# Numerical instability of the axis-angle representation of rotations in 3D

Suppose that I have $$1000$$ pair of points where each pair consists of a point in $$\mathbb{R}^3$$ and its image after a rotation in $$\mathrm{SO}(3)$$ with some noise. I have used RANSAC to find the matrix representation of the rotation (which is unknown to us) and since the number of inliers is not very large, the answer is accurate up to $$2$$ decimal points in each entry only. I have used the $$L^2$$ norm to determine inliers.

It turns out that even though the matrix representation is accurate up to $$2$$ decimal points, the axis-angle representation is highly unstable. I have tried to implement RANSAC using the axis-angle representation from scratch, and I have also tried to implement it using the matrix representation and then convert the answer to the axis-angle repesentation. Each time I run the algorithm, I get a direction that looks almost completely different from the last time. The angle is more or less the same, but the direction of the axis is very unstable.

I suppose that I need to use a different cost function for determining inliers. Is there a cost function that is known to give better numerically stable results for the axis-angle representation of rotations in $$\mathbb{R}^3$$?

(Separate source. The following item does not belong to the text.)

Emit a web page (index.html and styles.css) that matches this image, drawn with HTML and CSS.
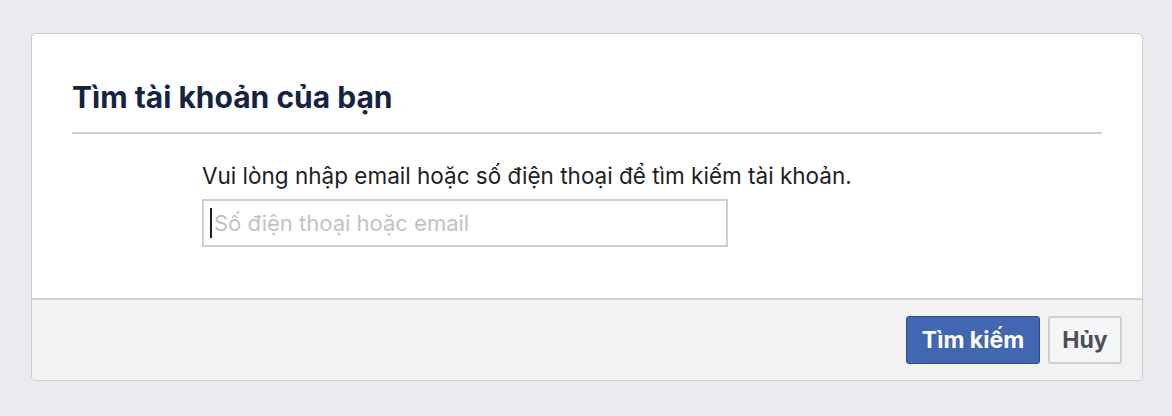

You might like to try to enforce orthogonality of the matrix early on, and this seems possible: say, you have a pair of points $$u,v$$ and the unknown matrix $$A$$ so that $$Au=v$$. Now, if $$A$$ is orthogonal, i.e. $$A^\top A=AA^\top=I$$, then from $$A^\top Au=u=A^\top v$$ you get more conditions on $$A$$, for free. More precisely, you get 6 conditions from 1 pair of points, and from 1.5 pairs, so to speak, you should be able to get your 9 entries of an orthogonal $$A$$.